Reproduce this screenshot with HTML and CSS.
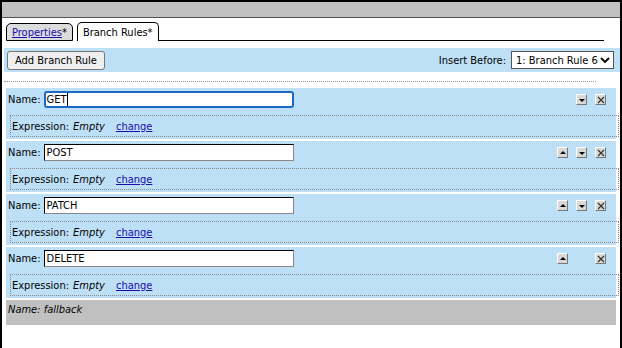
FILE: index.html
```html
<!DOCTYPE html>
<html>
<head>
<meta charset="utf-8">
<link rel="stylesheet" href="styles.css">
</head>
<body>
<div class="window">
  <div class="titlebar"></div>
  <div class="tabs">
    <div class="tab tab-inactive"><a href="#">Properties</a>*</div>
    <div class="tab tab-active">Branch Rules*</div>
    <div class="tab-fill"></div>
  </div>
  <div class="toolbar">
    <button class="btn">Add Branch Rule</button>
    <div class="insert">
      <span class="insert-label">Insert Before:</span>
      <div class="select"><span>1: Branch Rule 6</span>
        <svg class="chev" width="10" height="8" viewBox="0 0 10 8"><path d="M1 2 L5 6 L9 2" fill="none" stroke="#000" stroke-width="1.8"/></svg>
      </div>
    </div>
  </div>
  <div class="sep"></div>
  <div class="rules">
    <div class="rule">
      <div class="rule-head">
        <span class="lbl">Name:</span>
        <div class="name-input focused">GET<span class="caret"></span></div>
        <div class="ctrls">
          <span class="ib hidden"></span>
          <span class="ib"><svg width="8" height="8" viewBox="0 0 8 8"><path d="M1 3 H7 L4 6 Z" fill="#000"/></svg></span>
          <span class="ib"><svg width="8" height="8" viewBox="0 0 8 8"><path d="M1 1 L7 7 M7 1 L1 7" stroke="#333" stroke-width="1.2"/></svg></span>
        </div>
      </div>
      <div class="expr"><span>Expression:</span> <em>Empty</em> <a href="#">change</a></div>
    </div>
    <div class="rule">
      <div class="rule-head">
        <span class="lbl">Name:</span>
        <div class="name-input">POST</div>
        <div class="ctrls">
          <span class="ib"><svg width="8" height="8" viewBox="0 0 8 8"><path d="M1 5 H7 L4 2 Z" fill="#000"/></svg></span>
          <span class="ib"><svg width="8" height="8" viewBox="0 0 8 8"><path d="M1 3 H7 L4 6 Z" fill="#000"/></svg></span>
          <span class="ib"><svg width="8" height="8" viewBox="0 0 8 8"><path d="M1 1 L7 7 M7 1 L1 7" stroke="#333" stroke-width="1.2"/></svg></span>
        </div>
      </div>
      <div class="expr"><span>Expression:</span> <em>Empty</em> <a href="#">change</a></div>
    </div>
    <div class="rule">
      <div class="rule-head">
        <span class="lbl">Name:</span>
        <div class="name-input">PATCH</div>
        <div class="ctrls">
          <span class="ib"><svg width="8" height="8" viewBox="0 0 8 8"><path d="M1 5 H7 L4 2 Z" fill="#000"/></svg></span>
          <span class="ib"><svg width="8" height="8" viewBox="0 0 8 8"><path d="M1 3 H7 L4 6 Z" fill="#000"/></svg></span>
          <span class="ib"><svg width="8" height="8" viewBox="0 0 8 8"><path d="M1 1 L7 7 M7 1 L1 7" stroke="#333" stroke-width="1.2"/></svg></span>
        </div>
      </div>
      <div class="expr"><span>Expression:</span> <em>Empty</em> <a href="#">change</a></div>
    </div>
    <div class="rule">
      <div class="rule-head">
        <span class="lbl">Name:</span>
        <div class="name-input">DELETE</div>
        <div class="ctrls">
          <span class="ib"><svg width="8" height="8" viewBox="0 0 8 8"><path d="M1 5 H7 L4 2 Z" fill="#000"/></svg></span>
          <span class="ib hidden"></span>
          <span class="ib"><svg width="8" height="8" viewBox="0 0 8 8"><path d="M1 1 L7 7 M7 1 L1 7" stroke="#333" stroke-width="1.2"/></svg></span>
        </div>
      </div>
      <div class="expr"><span>Expression:</span> <em>Empty</em> <a href="#">change</a></div>
    </div>
  </div>
  <div class="fallback"><em>Name: fallback</em></div>
</div>
</body>
</html>
```

FILE: styles.css
```css
* { box-sizing: border-box; }
html, body { margin: 0; padding: 0; background: #fff; }
body {
  font-family: "DejaVu Sans Condensed", "DejaVu Sans", sans-serif;
  font-size: 11px;
  color: #000;
}
.window {
  width: 622px;
  height: 348px;
  border: 2px solid #000;
  border-bottom: none;
  overflow: hidden;
}
.titlebar {
  height: 16px;
  background: #c0c0c0;
  border-bottom: 1px solid #555;
}
.tabs {
  display: flex;
  align-items: flex-end;
  margin: 4px 16px 0 4px;
  height: 19px;
}
.tab {
  height: 19px;
  border: 1px solid #000;
  border-radius: 5px 5px 0 0;
  padding: 3px 5px 0 5px;
  line-height: 14px;
  margin-right: 4px;
}
.tab-inactive {
  background: #dcdcdc;
  height: 18px;
  padding-top: 2px;
}
.tab-inactive a { color: #1a0dab; text-decoration: underline; }
.tab-active {
  background: #fff;
  border-bottom: none;
  height: 19px;
}
.tab-fill {
  flex: 1;
  border-bottom: 1px solid #000;
  height: 1px;
  margin-left: -4px;
}
.toolbar {
  margin: 7px 0 0 2px;
  height: 24px;
  background: #bee0f6;
  display: flex;
  align-items: center;
  justify-content: space-between;
  padding: 0 6px 0 3px;
}
.btn {
  font: inherit;
  height: 19px;
  padding: 0 7px;
  background: #efefef;
  border: 1px solid #767676;
  border-radius: 3px;
  color: #000;
}
.insert { display: flex; align-items: center; }
.insert-label { margin-right: 5px; }
.select {
  height: 18px;
  width: 103px;
  border: 1px solid #555;
  background: #fff;
  display: flex;
  align-items: center;
  justify-content: space-between;
  padding: 0 3px 0 4px;
}
.sep {
  margin: 9px 0 0 2px;
  width: 592px;
  border-top: 1px dotted #999;
}
.rules { margin: 6px 0 0 4px; }
.rule {
  width: 610px;
  background: #bee0f6;
  margin-bottom: 2px;
  padding: 0 0 2px 0;
}
.rule-head {
  display: flex;
  align-items: center;
  height: 23px;
  padding: 0 10px 0 2px;
}
.lbl { margin-right: 3px; }
.name-input {
  width: 250px;
  height: 17px;
  border: 1px solid #000;
  border-right-color: #888;
  border-bottom-color: #888;
  background: #fff;
  padding: 0 2px;
  line-height: 15px;
  display: flex;
  align-items: center;
}
.name-input.focused {
  border: 2px solid #1c68c7;
  border-radius: 3px;
  padding: 0 1px;
}
.caret { display: inline-block; width: 1px; height: 13px; background: #000; }
.ctrls { margin-left: auto; display: flex; gap: 8px; }
.ib {
  width: 11px;
  height: 11px;
  background: #d8d8d8;
  border: 1px solid;
  border-color: #fff #777 #777 #fff;
  display: flex;
  align-items: center;
  justify-content: center;
}
.ib.hidden { visibility: hidden; }
.expr {
  margin: 4px 0 0 4px;
  width: 609px;
  height: 22px;
  border: 1px dotted #888;
  padding: 0 0 0 1px;
  display: flex;
  align-items: center;
}
.expr em { margin: 0 0 0 4px; }
.expr a { margin-left: 11px; color: #1a0dab; text-decoration: underline; }
.fallback {
  margin: 1px 0 0 4px;
  width: 610px;
  height: 25px;
  background: #c0c0c0;
  padding: 3px 2px;
}
```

:: Short problem ::
Copy the listing word for word, excluding its pictures.

:: Answer to the task ::
Reproduce this screenshot with HTML and CSS.
FILE: index.html
```html
<!DOCTYPE html>
<html>
<head>
<meta charset="utf-8">
<link rel="stylesheet" href="styles.css">
</head>
<body>
<div class="window">
  <div class="titlebar"></div>
  <div class="tabs">
    <div class="tab tab-inactive"><a href="#">Properties</a>*</div>
    <div class="tab tab-active">Branch Rules*</div>
    <div class="tab-fill"></div>
  </div>
  <div class="toolbar">
    <button class="btn">Add Branch Rule</button>
    <div class="insert">
      <span class="insert-label">Insert Before:</span>
      <div class="select"><span>1: Branch Rule 6</span>
        <svg class="chev" width="10" height="8" viewBox="0 0 10 8"><path d="M1 2 L5 6 L9 2" fill="none" stroke="#000" stroke-width="1.8"/></svg>
      </div>
    </div>
  </div>
  <div class="sep"></div>
  <div class="rules">
    <div class="rule">
      <div class="rule-head">
        <span class="lbl">Name:</span>
        <div class="name-input focused">GET<span class="caret"></span></div>
        <div class="ctrls">
          <span class="ib hidden"></span>
          <span class="ib"><svg width="8" height="8" viewBox="0 0 8 8"><path d="M1 3 H7 L4 6 Z" fill="#000"/></svg></span>
          <span class="ib"><svg width="8" height="8" viewBox="0 0 8 8"><path d="M1 1 L7 7 M7 1 L1 7" stroke="#333" stroke-width="1.2"/></svg></span>
        </div>
      </div>
      <div class="expr"><span>Expression:</span> <em>Empty</em> <a href="#">change</a></div>
    </div>
    <div class="rule">
      <div class="rule-head">
        <span class="lbl">Name:</span>
        <div class="name-input">POST</div>
        <div class="ctrls">
          <span class="ib"><svg width="8" height="8" viewBox="0 0 8 8"><path d="M1 5 H7 L4 2 Z" fill="#000"/></svg></span>
          <span class="ib"><svg width="8" height="8" viewBox="0 0 8 8"><path d="M1 3 H7 L4 6 Z" fill="#000"/></svg></span>
          <span class="ib"><svg width="8" height="8" viewBox="0 0 8 8"><path d="M1 1 L7 7 M7 1 L1 7" stroke="#333" stroke-width="1.2"/></svg></span>
        </div>
      </div>
      <div class="expr"><span>Expression:</span> <em>Empty</em> <a href="#">change</a></div>
    </div>
    <div class="rule">
      <div class="rule-head">
        <span class="lbl">Name:</span>
        <div class="name-input">PATCH</div>
        <div class="ctrls">
          <span class="ib"><svg width="8" height="8" viewBox="0 0 8 8"><path d="M1 5 H7 L4 2 Z" fill="#000"/></svg></span>
          <span class="ib"><svg width="8" height="8" viewBox="0 0 8 8"><path d="M1 3 H7 L4 6 Z" fill="#000"/></svg></span>
          <span class="ib"><svg width="8" height="8" viewBox="0 0 8 8"><path d="M1 1 L7 7 M7 1 L1 7" stroke="#333" stroke-width="1.2"/></svg></span>
        </div>
      </div>
      <div class="expr"><span>Expression:</span> <em>Empty</em> <a href="#">change</a></div>
    </div>
    <div class="rule">
      <div class="rule-head">
        <span class="lbl">Name:</span>
        <div class="name-input">DELETE</div>
        <div class="ctrls">
          <span class="ib"><svg width="8" height="8" viewBox="0 0 8 8"><path d="M1 5 H7 L4 2 Z" fill="#000"/></svg></span>
          <span class="ib hidden"></span>
          <span class="ib"><svg width="8" height="8" viewBox="0 0 8 8"><path d="M1 1 L7 7 M7 1 L1 7" stroke="#333" stroke-width="1.2"/></svg></span>
        </div>
      </div>
      <div class="expr"><span>Expression:</span> <em>Empty</em> <a href="#">change</a></div>
    </div>
  </div>
  <div class="fallback"><em>Name: fallback</em></div>
</div>
</body>
</html>
```

FILE: styles.css
```css
* { box-sizing: border-box; }
html, body { margin: 0; padding: 0; background: #fff; }
body {
  font-family: "DejaVu Sans Condensed", "DejaVu Sans", sans-serif;
  font-size: 11px;
  color: #000;
}
.window {
  width: 622px;
  height: 348px;
  border: 2px solid #000;
  border-bottom: none;
  overflow: hidden;
}
.titlebar {
  height: 16px;
  background: #c0c0c0;
  border-bottom: 1px solid #555;
}
.tabs {
  display: flex;
  align-items: flex-end;
  margin: 4px 16px 0 4px;
  height: 19px;
}
.tab {
  height: 19px;
  border: 1px solid #000;
  border-radius: 5px 5px 0 0;
  padding: 3px 5px 0 5px;
  line-height: 14px;
  margin-right: 4px;
}
.tab-inactive {
  background: #dcdcdc;
  height: 18px;
  padding-top: 2px;
}
.tab-inactive a { color: #1a0dab; text-decoration: underline; }
.tab-active {
  background: #fff;
  border-bottom: none;
  height: 19px;
}
.tab-fill {
  flex: 1;
  border-bottom: 1px solid #000;
  height: 1px;
  margin-left: -4px;
}
.toolbar {
  margin: 7px 0 0 2px;
  height: 24px;
  background: #bee0f6;
  display: flex;
  align-items: center;
  justify-content: space-between;
  padding: 0 6px 0 3px;
}
.btn {
  font: inherit;
  height: 19px;
  padding: 0 7px;
  background: #efefef;
  border: 1px solid #767676;
  border-radius: 3px;
  color: #000;
}
.insert { display: flex; align-items: center; }
.insert-label { margin-right: 5px; }
.select {
  height: 18px;
  width: 103px;
  border: 1px solid #555;
  background: #fff;
  display: flex;
  align-items: center;
  justify-content: space-between;
  padding: 0 3px 0 4px;
}
.sep {
  margin: 9px 0 0 2px;
  width: 592px;
  border-top: 1px dotted #999;
}
.rules { margin: 6px 0 0 4px; }
.rule {
  width: 610px;
  background: #bee0f6;
  margin-bottom: 2px;
  padding: 0 0 2px 0;
}
.rule-head {
  display: flex;
  align-items: center;
  height: 23px;
  padding: 0 10px 0 2px;
}
.lbl { margin-right: 3px; }
.name-input {
  width: 250px;
  height: 17px;
  border: 1px solid #000;
  border-right-color: #888;
  border-bottom-color: #888;
  background: #fff;
  padding: 0 2px;
  line-height: 15px;
  display: flex;
  align-items: center;
}
.name-input.focused {
  border: 2px solid #1c68c7;
  border-radius: 3px;
  padding: 0 1px;
}
.caret { display: inline-block; width: 1px; height: 13px; background: #000; }
.ctrls { margin-left: auto; display: flex; gap: 8px; }
.ib {
  width: 11px;
  height: 11px;
  background: #d8d8d8;
  border: 1px solid;
  border-color: #fff #777 #777 #fff;
  display: flex;
  align-items: center;
  justify-content: center;
}
.ib.hidden { visibility: hidden; }
.expr {
  margin: 4px 0 0 4px;
  width: 609px;
  height: 22px;
  border: 1px dotted #888;
  padding: 0 0 0 1px;
  display: flex;
  align-items: center;
}
.expr em { margin: 0 0 0 4px; }
.expr a { margin-left: 11px; color: #1a0dab; text-decoration: underline; }
.fallback {
  margin: 1px 0 0 4px;
  width: 610px;
  height: 25px;
  background: #c0c0c0;
  padding: 3px 2px;
}
```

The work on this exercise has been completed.